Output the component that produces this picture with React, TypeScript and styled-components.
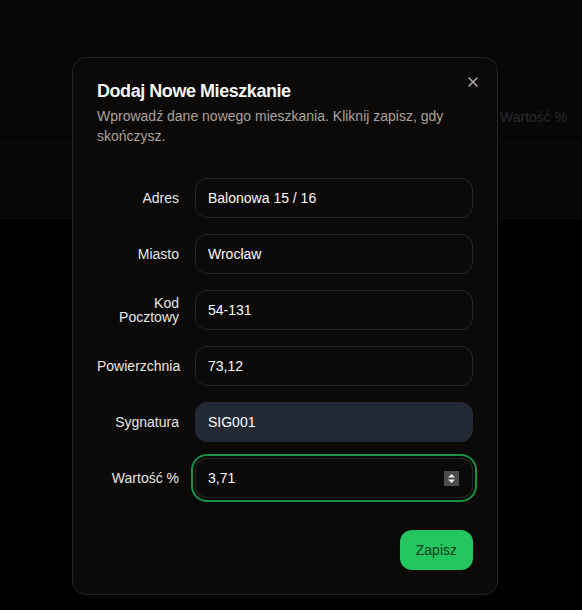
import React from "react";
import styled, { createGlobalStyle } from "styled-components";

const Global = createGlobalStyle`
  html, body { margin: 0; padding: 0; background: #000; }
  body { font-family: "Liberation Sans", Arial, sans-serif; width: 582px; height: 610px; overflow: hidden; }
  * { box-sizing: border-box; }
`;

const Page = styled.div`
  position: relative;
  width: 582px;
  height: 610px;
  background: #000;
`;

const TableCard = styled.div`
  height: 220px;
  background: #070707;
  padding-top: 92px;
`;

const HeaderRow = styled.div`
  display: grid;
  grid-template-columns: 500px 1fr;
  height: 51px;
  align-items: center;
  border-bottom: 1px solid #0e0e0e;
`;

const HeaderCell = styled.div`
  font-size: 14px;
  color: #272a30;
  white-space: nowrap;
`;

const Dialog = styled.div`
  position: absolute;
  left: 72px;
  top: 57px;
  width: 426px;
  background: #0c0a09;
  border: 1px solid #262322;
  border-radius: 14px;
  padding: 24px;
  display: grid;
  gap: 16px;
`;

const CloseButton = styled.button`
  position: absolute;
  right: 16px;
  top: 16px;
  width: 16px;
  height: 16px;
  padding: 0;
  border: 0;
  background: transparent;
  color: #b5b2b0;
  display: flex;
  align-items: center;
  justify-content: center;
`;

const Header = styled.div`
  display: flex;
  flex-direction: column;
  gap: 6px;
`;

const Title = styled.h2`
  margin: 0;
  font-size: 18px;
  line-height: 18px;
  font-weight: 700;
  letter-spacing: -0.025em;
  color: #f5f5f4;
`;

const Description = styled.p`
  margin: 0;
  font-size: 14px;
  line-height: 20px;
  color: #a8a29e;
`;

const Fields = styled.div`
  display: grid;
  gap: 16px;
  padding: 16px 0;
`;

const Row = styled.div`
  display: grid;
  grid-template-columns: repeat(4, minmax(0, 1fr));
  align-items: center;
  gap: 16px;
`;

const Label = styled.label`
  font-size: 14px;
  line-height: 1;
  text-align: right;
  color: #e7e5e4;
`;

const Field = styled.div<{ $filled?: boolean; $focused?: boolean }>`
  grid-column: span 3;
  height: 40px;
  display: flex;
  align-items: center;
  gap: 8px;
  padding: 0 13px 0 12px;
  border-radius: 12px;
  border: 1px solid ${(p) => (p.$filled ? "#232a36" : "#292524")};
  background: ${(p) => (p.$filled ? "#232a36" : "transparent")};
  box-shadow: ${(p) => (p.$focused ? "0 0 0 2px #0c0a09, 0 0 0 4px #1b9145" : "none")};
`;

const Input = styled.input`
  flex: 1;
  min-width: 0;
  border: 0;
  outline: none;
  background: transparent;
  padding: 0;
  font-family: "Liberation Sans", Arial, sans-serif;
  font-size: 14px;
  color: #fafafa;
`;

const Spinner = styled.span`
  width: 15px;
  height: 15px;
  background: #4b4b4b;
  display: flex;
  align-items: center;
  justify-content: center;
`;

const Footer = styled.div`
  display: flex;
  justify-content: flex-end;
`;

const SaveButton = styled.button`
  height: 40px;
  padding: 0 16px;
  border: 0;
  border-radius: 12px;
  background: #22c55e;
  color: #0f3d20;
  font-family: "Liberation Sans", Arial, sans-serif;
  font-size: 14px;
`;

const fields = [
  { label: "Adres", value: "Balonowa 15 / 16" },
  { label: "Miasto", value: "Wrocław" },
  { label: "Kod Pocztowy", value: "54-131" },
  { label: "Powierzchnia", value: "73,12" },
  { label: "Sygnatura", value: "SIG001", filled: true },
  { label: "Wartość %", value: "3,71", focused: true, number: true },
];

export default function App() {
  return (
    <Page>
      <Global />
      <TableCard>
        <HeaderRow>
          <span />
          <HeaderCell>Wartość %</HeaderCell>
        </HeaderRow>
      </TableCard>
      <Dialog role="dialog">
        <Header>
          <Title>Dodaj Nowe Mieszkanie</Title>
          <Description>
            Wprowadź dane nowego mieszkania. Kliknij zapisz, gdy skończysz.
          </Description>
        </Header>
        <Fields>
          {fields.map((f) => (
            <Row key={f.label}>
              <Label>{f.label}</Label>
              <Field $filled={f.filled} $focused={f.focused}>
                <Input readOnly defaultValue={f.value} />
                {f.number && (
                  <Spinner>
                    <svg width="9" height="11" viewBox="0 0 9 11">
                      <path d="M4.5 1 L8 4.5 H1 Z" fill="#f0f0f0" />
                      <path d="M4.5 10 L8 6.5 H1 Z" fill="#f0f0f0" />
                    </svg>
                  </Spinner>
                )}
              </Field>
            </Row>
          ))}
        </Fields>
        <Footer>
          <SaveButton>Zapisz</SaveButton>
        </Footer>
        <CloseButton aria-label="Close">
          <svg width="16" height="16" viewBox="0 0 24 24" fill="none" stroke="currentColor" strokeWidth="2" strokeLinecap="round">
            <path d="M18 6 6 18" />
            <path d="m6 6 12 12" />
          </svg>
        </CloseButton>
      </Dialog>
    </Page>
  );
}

○ ○ ○ ○ ○

▸ **What you are asked to do**: How many of the listing's lines contain "components"? Respond with a single number and nothing else.

▸ **Completed exercise**: 2